I am currently evaluating Symantec Backup Exec System Recovery 2010 and I want to know is there any de-duplication included in BESR at any of the layers You described in Your article (quite usefulSmiley Happy ?
Great article...quick question though:

When de-duplication tasks are moved to the client server, what sort of performance overhead does this add?

I cannot wait for BEWS 2010 to get released so that I can enable this on our file servers on the 34 sites I manage. It's going to save a lot of time during backups, a lot of cash for buying new tapes...now if I could only get that enabled on the file servers themselves so that I can free up space =)
Please advive , how can i implement deduplication in our Netbackup Environment.
My current seup is :-
1. One Netbackup master server as well as media server 6.5.4 (W2K3)
2. 35-40 clients (all virtual machines)(windows and linux).
3. Total data size is 2TB. and policy for rentation period is 120 days. 
4. Using MSL 4048 tape library and VLS 9000.


Please advice .

Many thanks.

Please advice ,

HP VLS 9000 represent itself as a tape library and tapes to Netbackup.
So, how puredisk will able to recognize VLS9000 as a disk.

Thanks,

Ask your vendor if they can provide the deduplication option. It should be possible

Deduplication of Backup Exec 2010 is very good feture.

Reference:

https://www-secure.symantec.com/connect/articles/deduplication-option-and-unified-archiving-option-s...

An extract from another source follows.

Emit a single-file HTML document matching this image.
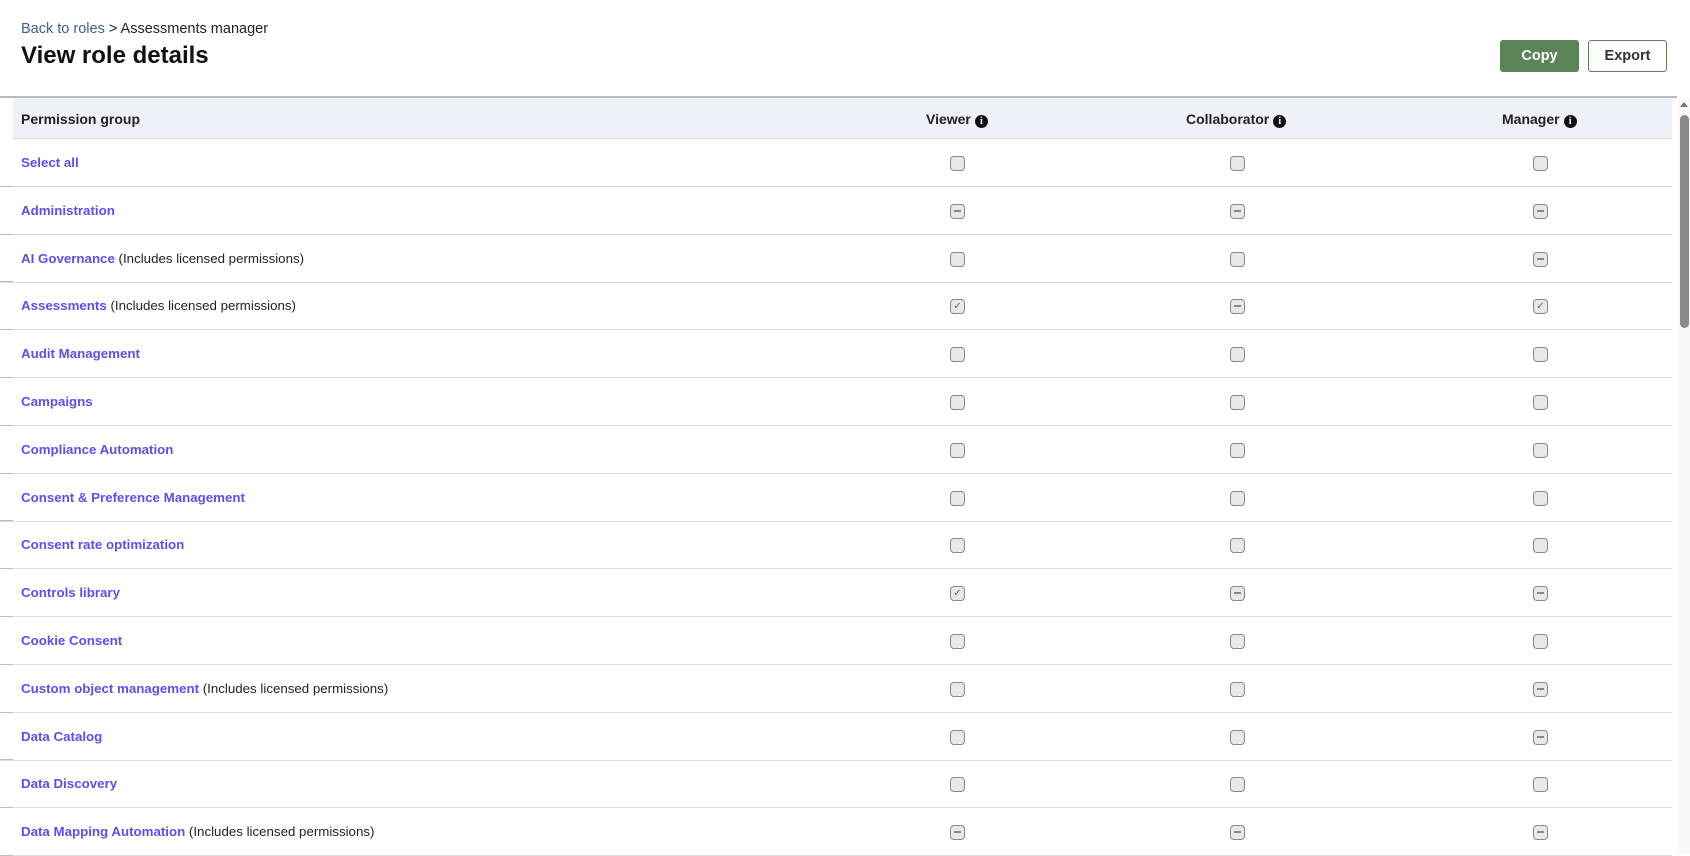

Hope you find it informative as well.

 

Angel

You have a couple of options for deduplication with NetBackup.

If you wish to stick with NetBackup 6.5 (I highly recommend upgrading to 6.5.6), consider a separate PureDisk environment or a NetBackup 5000 series Appliance, and use the PureDisk Deduplication Option (PDDO).

Or you can upgrade your NetBackup 6.5 environment to version 7 and use the Media Server Deduplication Option (MSDO).